2018 was an exceptionally harsh year for active managers. It was a year when the returns of the index itself didn't appear to represent the performance of its constituents, leave alone the market (see the box - Annual returns: The bigger picture to know why). With a narrow set of stocks powering the index, 27 of the 31 active large-cap funds lagged behind the index on the basis of their five-year SIP returns. But also noteworthy is the fact that their margin of outperformance has slipped steadily over these years (see the second graph).
So what does this tell investors? Actively managed large-cap funds are clearly under more pressure than they have been any time in the past to justify their higher expenses. They have to pull up their socks or risk losing the battle for investors' wallets to the lower-cost index funds and ETFs. But it would be premature to write them off.
Annual returns: The bigger picture
2018 was a milestone year for passive funds. But it was an exception. The returns of the widely used benchmark S&P BSE Sensex TRI would make one believe that large-cap stocks were doing fine but that was only because of a handful of top-weighted constituents.
See the graph below. If you compare the average return of all the Sensex constituents weighted equally against actual index returns (using their assigned weights), the difference has widened substantially in 2018. The equal-weighted returns were negative while the index was in positive territory. This is because of strong performance by a handful of index heavyweights. A more diversified portfolio of stocks would often find it difficult to beat the index in such situations.

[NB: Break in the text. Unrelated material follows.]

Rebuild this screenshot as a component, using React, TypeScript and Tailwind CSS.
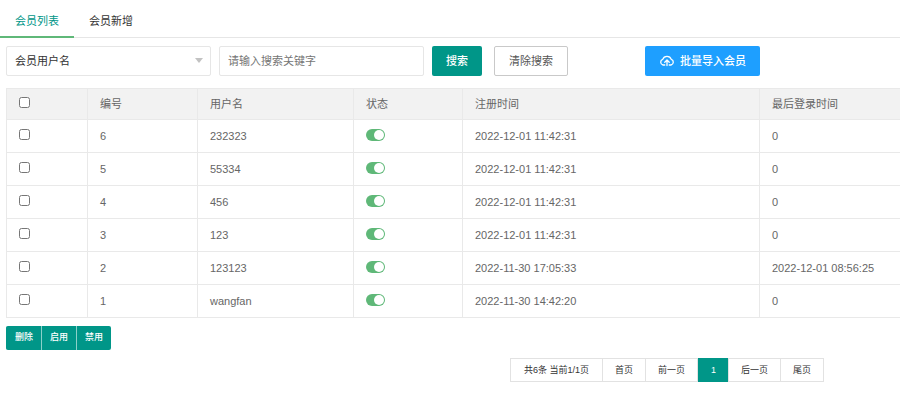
import { useState } from "react";

interface Member {
  id: number;
  username: string;
  enabled: boolean;
  registeredAt: string;
  lastLogin: string;
}

const MEMBERS: Member[] = [
  { id: 6, username: "232323",  enabled: true, registeredAt: "2022-12-01 11:42:31", lastLogin: "0" },
  { id: 5, username: "55334",   enabled: true, registeredAt: "2022-12-01 11:42:31", lastLogin: "0" },
  { id: 4, username: "456",     enabled: true, registeredAt: "2022-12-01 11:42:31", lastLogin: "0" },
  { id: 3, username: "123",     enabled: true, registeredAt: "2022-12-01 11:42:31", lastLogin: "0" },
  { id: 2, username: "123123",  enabled: true, registeredAt: "2022-11-30 17:05:33", lastLogin: "2022-12-01 08:56:25" },
  { id: 1, username: "wangfan", enabled: true, registeredAt: "2022-11-30 14:42:20", lastLogin: "0" },
];

const TABS = ["会员列表", "会员新增"];
const BULK_ACTIONS = ["删除", "启用", "禁用"];

// ─── Tabs ──────────────────────────────────────────────────────────────────

function TabBar() {
  const [active, setActive] = useState(TABS[0]);

  return (
    <nav className="flex h-[38px] border-b border-[#e6e6e6] pt-1">
      {TABS.map((tab) => (
        <a
          key={tab}
          href="#"
          onClick={() => setActive(tab)}
          className={`-mb-px border-b-2 px-[15px] leading-[34px] ${
            active === tab
              ? "border-[#5fb878] text-[#009688]"
              : "border-transparent text-[#333]"
          }`}
        >
          {tab}
        </a>
      ))}
    </nav>
  );
}

// ─── Search bar ────────────────────────────────────────────────────────────

function CloudUploadIcon() {
  return (
    <svg
      viewBox="0 0 32 24"
      className="h-3 w-4"
      fill="none"
      stroke="currentColor"
      strokeWidth="2.6"
      strokeLinecap="round"
      strokeLinejoin="round"
      aria-hidden="true"
    >
      <path d="M11.5 20H8A5.8 5.8 0 0 1 7.5 8.8A9 9 0 0 1 24.5 8.8A5.8 5.8 0 0 1 24 20H20.5" />
      <path d="M16 21V11M11.5 14.5L16 10l4.5 4.5" />
    </svg>
  );
}

function SearchBar() {
  const [keyword, setKeyword] = useState("");

  return (
    <form
      className="flex h-[30px] items-stretch"
      onSubmit={(e) => e.preventDefault()}
    >
      <div className="relative w-[205px]">
        <select
          aria-label="搜索字段"
          className="size-full appearance-none rounded-xs border border-[#e6e6e6] bg-white px-2 text-[#333]"
        >
          <option>会员用户名</option>
        </select>
        <span className="pointer-events-none absolute top-3 right-2 border-x-4 border-t-5 border-x-transparent border-t-[#c2c2c2]" />
      </div>
      <input
        type="text"
        aria-label="搜索关键字"
        placeholder="请输入搜索关键字"
        value={keyword}
        onChange={(e) => setKeyword(e.target.value)}
        className="ml-2 w-[205px] rounded-xs border border-[#e6e6e6] px-2 placeholder:text-[#757575]"
      />
      <button type="submit" className="ml-2 rounded-xs bg-[#009688] px-3.5 font-medium text-white">
        搜索
      </button>
      <button
        type="button"
        onClick={() => setKeyword("")}
        className="ml-3 rounded-xs border border-[#c9c9c9] bg-white px-3.5 text-[#555]"
      >
        清除搜索
      </button>
      <button
        type="button"
        className="ml-[77px] flex items-center gap-[5px] rounded-xs bg-[#1e9fff] px-3.5 font-medium text-white"
      >
        <CloudUploadIcon />
        批量导入会员
      </button>
    </form>
  );
}

// ─── Member table ──────────────────────────────────────────────────────────

function MemberTable() {
  const [selected, setSelected] = useState<number[]>([]);

  const toggle = (id: number) =>
    setSelected((ids) => (ids.includes(id) ? ids.filter((i) => i !== id) : [...ids, id]));

  return (
    <table className="w-full table-fixed border-collapse text-left text-[#666]">
      <colgroup>
        <col className="w-[81px]" />
        <col className="w-[110px]" />
        <col className="w-[156px]" />
        <col className="w-[109px]" />
        <col className="w-[297px]" />
        <col />
      </colgroup>
      <thead className="bg-[#f2f2f2]">
        <tr className="h-[31px]">
          <Th>
            <input
              type="checkbox"
              aria-label="全选"
              checked={selected.length === MEMBERS.length}
              onChange={(e) => setSelected(e.target.checked ? MEMBERS.map((m) => m.id) : [])}
              className="mb-[3px] block size-[11px]"
            />
          </Th>
          <Th>编号</Th>
          <Th>用户名</Th>
          <Th>状态</Th>
          <Th>注册时间</Th>
          <Th>最后登录时间</Th>
        </tr>
      </thead>
      <tbody>
        {MEMBERS.map((m) => (
          <tr key={m.id} className="h-[33px]">
            <Td>
              <input
                type="checkbox"
                aria-label={`选择 ${m.username}`}
                checked={selected.includes(m.id)}
                onChange={() => toggle(m.id)}
                className="mb-[3px] block size-[11px]"
              />
            </Td>
            <Td>{m.id}</Td>
            <Td>{m.username}</Td>
            <Td>
              <input
                type="checkbox"
                role="switch"
                aria-label={`${m.username} 状态`}
                defaultChecked={m.enabled}
                className="mb-[3px] flex h-3 w-[19px] appearance-none items-center rounded-full bg-[#c2c2c2] px-px before:size-2.5 before:rounded-full before:bg-white checked:justify-end checked:bg-[#5fb878]"
              />
            </Td>
            <Td>{m.registeredAt}</Td>
            <Td>{m.lastLogin}</Td>
          </tr>
        ))}
      </tbody>
    </table>
  );
}

function Th({ children }: { children: React.ReactNode }) {
  return <th className="border border-r-0 border-[#e9e9e9] px-3 font-normal">{children}</th>;
}
function Td({ children }: { children: React.ReactNode }) {
  return <td className="border border-r-0 border-[#e9e9e9] px-3">{children}</td>;
}

// ─── Footer ────────────────────────────────────────────────────────────────

function BulkActions() {
  return (
    <div className="flex h-6 text-[9px]">
      {BULK_ACTIONS.map((action) => (
        <button
          key={action}
          type="button"
          className="border-l border-[#8cd0c9] bg-[#009688] px-2 font-medium text-white first:rounded-l-xs first:border-[#009688] last:rounded-r-xs"
        >
          {action}
        </button>
      ))}
    </div>
  );
}

function PageLink({ children }: { children: React.ReactNode }) {
  return (
    <a href="#" className="-ml-px border border-[#e2e2e2] px-3">
      {children}
    </a>
  );
}

function Pagination() {
  return (
    <nav
      aria-label="分页"
      className="flex h-6 justify-end pr-[76px] text-[9px] leading-[22px] text-[#333]"
    >
      <span className="border border-[#e2e2e2] px-[13px]">共6条 当前1/1页</span>
      <PageLink>首页</PageLink>
      <PageLink>前一页</PageLink>
      <span aria-current="page" className="border border-[#009688] bg-[#009688] px-3 font-medium text-white">
        1
      </span>
      <PageLink>后一页</PageLink>
      <PageLink>尾页</PageLink>
    </nav>
  );
}

export default function App() {
  return (
    <div className="min-h-screen bg-white font-['Liberation_Sans','Noto_Sans_CJK_SC',sans-serif] text-[11px]">
      <TabBar />
      <main className="flex flex-col gap-2 pt-2 pl-1.5">
        <SearchBar />
        <div className="pt-1">
          <MemberTable />
        </div>
        <BulkActions />
        <Pagination />
      </main>
    </div>
  );
}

Amidst all the noise, there are a few funds in the category which have managed to beat the index by a fair margin quite consistently, too. The table lists the set of funds which have built an impressive record in the past five years by outperforming the index by more than 3 percentage points on the basis of five-year SIP returns, excluding the year 2018. Two of these have been able to outsmart the index even in 2018.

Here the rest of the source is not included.